Suppose a frequentist provides an answer to a casino. How does the casino interpret it? They must interpret it somehow. That means having a philosophy of probability. Same thing with the baseball team. Now this philosophy can be flawed, as many are, but it can be flawed in such a way that not much harm is done. That’s why it seems frequentism does not produce much harm for casinos and why the same is true for Bayesian approaches in player pay scales.

It’s even why approaches which “don’t even use probability” might not cause much harm. Incidentally, I’m guessing by “don’t use probability” Irizarry means some mathematical algorithm that spits out answers to given inputs, a comment I based on his use of “mathematically…desirable properties”. But this is to mistake mathematics for or as probability. Probability is not math.

There exists a branch of mathematics called probability (really measure theory) which is treated like any other branch; theorems proved, papers written, etc. But it isn’t really probability. The math only becomes probability when its applied to questions. At that point an interpretation, i.e. a philosophy, is needed. And it’s just as well to get the right one.

Why is frequentism the wrong interpretation? Because to say we can’t know any probability until the trump of doom sounds—a point in time which is theoretically infinitely far away—is silly. Why is Bayes the wrong interpretation? Well, it isn’t; not completely. The subjective version is.

Frequency can and should inform probability. Given the evidence, or premises, “In this box are six green interocitors and four red ones. One interocitor will be pulled from the box” the probability of “A green interocitor will be pulled” is 6/10. Even though there are no such things as interocitors. Hence no real relative frequencies.

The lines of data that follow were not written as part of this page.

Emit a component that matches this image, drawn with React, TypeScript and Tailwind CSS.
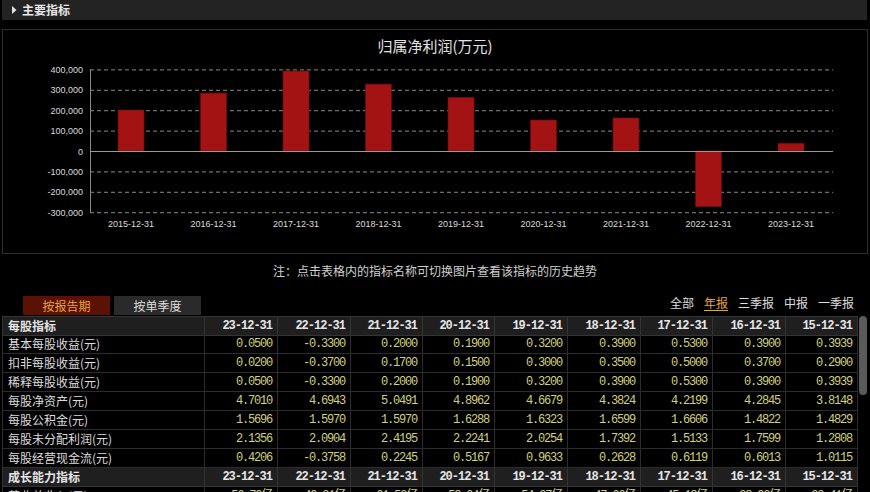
import React from "react";

const cjk = '"Noto Sans CJK SC", "Noto Sans", sans-serif';
const mono = '"Liberation Mono", "Noto Sans CJK SC", monospace';

const years = ["2015-12-31","2016-12-31","2017-12-31","2018-12-31","2019-12-31","2020-12-31","2021-12-31","2022-12-31","2023-12-31"];
const vals = [201000, 284000, 392000, 328000, 263000, 152000, 162000, -273000, 38000];
const yOf = (v: number) => 151 - (v / 100000) * 20.4;
const ticks = [400000, 300000, 200000, 100000, 0, -100000, -200000, -300000];
const fmt = (v: number) => (v === 0 ? "0" : (v < 0 ? "-" : "") + Math.abs(v).toLocaleString("en-US"));

function Chart() {
  return (
    <svg width={864} height={223} viewBox="3 30 864 223" className="block">
      <text x={435} y={52} textAnchor="middle" fill="#e2e2e2" fontSize={15} fontFamily={cjk}>归属净利润(万元)</text>
      {ticks.map((t) => (
        <g key={t}>
          {t !== 0 && (
            <line x1={90} x2={833} y1={yOf(t) + 0.5} y2={yOf(t) + 0.5} stroke="#8a8a8a" strokeWidth={1} strokeDasharray="4 3" />
          )}
          <text x={83} y={yOf(t) + 3.5} textAnchor="end" fill="#dcdcdc" fontSize={9} fontFamily='"Liberation Sans", sans-serif'>{fmt(t)}</text>
        </g>
      ))}
      <line x1={90.5} x2={90.5} y1={69} y2={213} stroke="#8a8a8a" strokeWidth={1} />
      {vals.map((v, i) => {
        const cx = 131 + 82.5 * i;
        const y0 = yOf(0);
        const yv = yOf(v);
        const top = Math.min(y0, yv);
        const h = Math.abs(y0 - yv);
        return <rect key={i} x={cx - 13} y={top} width={26} height={h} fill="#a31313" stroke="#6e0a0a" strokeWidth={0.6} />;
      })}
      <line x1={90} x2={833} y1={151.5} y2={151.5} stroke="#9a9a9a" strokeWidth={1} />
      {years.map((y, i) => (
        <text key={y} x={131 + 82.5 * i} y={226.5} textAnchor="middle" fill="#dcdcdc" fontSize={9} fontFamily='"Liberation Sans", sans-serif'>{y}</text>
      ))}
    </svg>
  );
}

const dates = ["23-12-31","22-12-31","21-12-31","20-12-31","19-12-31","18-12-31","17-12-31","16-12-31","15-12-31"];

const rows: [string, string[]][] = [
  ["基本每股收益(元)", ["0.0500","-0.3300","0.2000","0.1900","0.3200","0.3900","0.5300","0.3900","0.3939"]],
  ["扣非每股收益(元)", ["0.0200","-0.3700","0.1700","0.1500","0.3000","0.3500","0.5000","0.3700","0.2900"]],
  ["稀释每股收益(元)", ["0.0500","-0.3300","0.2000","0.1900","0.3200","0.3900","0.5300","0.3900","0.3939"]],
  ["每股净资产(元)", ["4.7010","4.6943","5.0491","4.8962","4.6679","4.3824","4.2199","4.2845","3.8148"]],
  ["每股公积金(元)", ["1.5696","1.5970","1.5970","1.6288","1.6323","1.6599","1.6606","1.4822","1.4829"]],
  ["每股未分配利润(元)", ["2.1356","2.0904","2.4195","2.2241","2.0254","1.7392","1.5133","1.7599","1.2808"]],
  ["每股经营现金流(元)", ["0.4206","-0.3758","0.2245","0.5167","0.9633","0.2628","0.6119","0.6013","1.0115"]],
  ["营业总收入(元)", ["56.79亿","49.31亿","61.52亿","58.04亿","54.27亿","47.66亿","45.18亿","38.92亿","33.41亿"]],
];

const rowGrid = "grid grid-cols-[203px_73px_73px_72px_72px_73px_73px_72px_73px_72px] h-[19px]";

function HeaderRow({ label, first }: { label: string; first?: boolean }) {
  return (
    <div className={`${rowGrid} bg-[#1f1f1f] ${first ? "border-t border-[#343434]" : ""}`}>
      <div className="border-l border-r border-b border-[#343434] pl-[5px] text-[12px] font-bold text-[#e6e6e6] leading-[18px]">{label}</div>
      {dates.map((d) => (
        <div key={d} className="border-r border-b border-[#343434] pr-[5px] text-right text-[12px] font-bold text-[#e6e6e6] tracking-[-1px] leading-[18px]" style={{ fontFamily: mono }}>{d}</div>
      ))}
    </div>
  );
}

function DataRow({ label, v }: { label: string; v: string[] }) {
  return (
    <div className={rowGrid}>
      <div className="border-l border-r border-b border-[#2c2c2c] pl-[5px] text-[12px] text-[#dcdcdc] leading-[18px] whitespace-nowrap">{label}</div>
      {v.map((x, i) => (
        <div key={i} className="border-r border-b border-[#2c2c2c] pr-[5px] text-right text-[12px] text-[#d2d27a] tracking-[-1.2px] leading-[18px] whitespace-nowrap" style={{ fontFamily: mono }}>{x}</div>
      ))}
    </div>
  );
}

export default function App() {
  return (
    <div className="w-[870px] h-[492px] overflow-hidden bg-black" style={{ fontFamily: cjk }}>
      <div className="pl-[2px]">
        <div className="h-[20px] w-[865px] bg-[#232323] flex items-center">
          <svg width={5} height={8} viewBox="0 0 5 8" className="ml-[10px]">
            <polygon points="0,0 4.5,4 0,8" fill="#e0e0e0" />
          </svg>
          <span className="ml-[5px] text-[12px] font-bold text-[#e8e8e8] leading-[20px]">主要指标</span>
        </div>
        <div className="mt-[9px] w-[866px] h-[225px] border border-[#2e2e2e]">
          <Chart />
        </div>
        <div className="h-[34px] w-[866px] flex items-center justify-center text-[12px] text-[#d0d0d0]">
          注：点击表格内的指标名称可切换图片查看该指标的历史趋势
        </div>
        <div className="mt-[8px] w-[856px] h-[20px] flex justify-between">
          <div className="flex items-start gap-[4px] ml-[21px]">
            <div className="w-[87px] h-[19px] bg-[#5a1204] text-[#e8a33a] text-[12px] flex items-center justify-center">按报告期</div>
            <div className="w-[87px] h-[19px] bg-[#2a2a2a] text-[#dedede] text-[12px] flex items-center justify-center">按单季度</div>
          </div>
          <div className="flex items-start gap-[10px] pr-[4px] text-[12px] leading-[13px] text-[#dedede]">
            <span>全部</span>
            <span className="text-[#e8a33a] underline underline-offset-2">年报</span>
            <span>三季报</span>
            <span>中报</span>
            <span>一季报</span>
          </div>
        </div>
        <div className="flex">
          <div className="w-[856px]">
            <HeaderRow label="每股指标" first />
            {rows.slice(0, 7).map(([label, v]) => (
              <DataRow key={label} label={label} v={v} />
            ))}
            <HeaderRow label="成长能力指标" />
            <DataRow label={rows[7][0]} v={rows[7][1]} />
          </div>
          <div className="ml-[1px] w-[8px]">
            <div className="h-[79px] w-[8px] rounded-full bg-[#5a5a5a]" />
          </div>
        </div>
      </div>
    </div>
  );
}
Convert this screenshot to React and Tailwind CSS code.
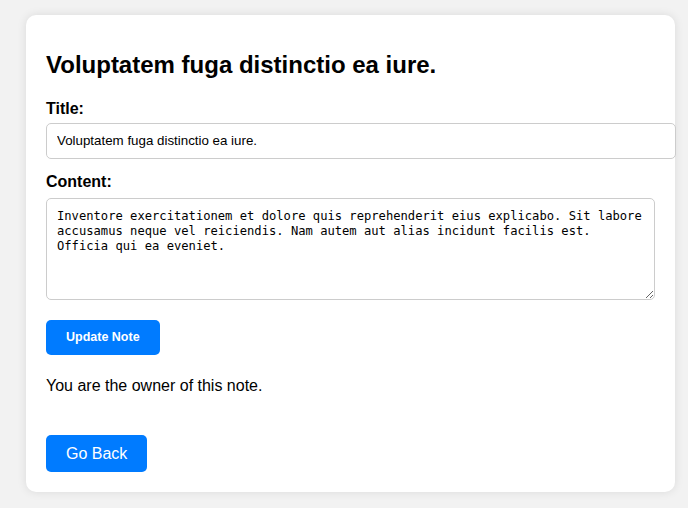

Subjectivity is dangerous in probability. A subjective Bayesian could, relying on the theory, say, “I ate a bad burrito. The probability of pulling a green interocitor is 97.121151%”. How could you prove him wrong?

Answer: you cannot. Not if subjectivism is right. You cannot say his guess doesn’t “work”, because why? Because there are no interocitors. You can never do an “experiment.” Ah, but why would you want to? Experiments only work with observables, which are the backbone of science. But who said probability only had to be used in science? Well, many people do say it, at least by implication. That’s wrong, though.

The mistake is not only to improperly conflate mathematics with probability, but to confuse probability models with reality. We need be especially wary of the popular fallacy of assuming the parameters of probability models are reality (hence the endless consternation over “priors”). Although one should, as Irizarry insists, be flexible with the method one uses, we should always strive to get the right interpretation.

What’s the name of this correct way? Well, it doesn’t really have one. Logic, I suppose, à la Laplace, Keynes, Jaynes, Stove, etc. I’ve used this in the past, but come to think it’s limiting. Maybe the best name is probability as argument.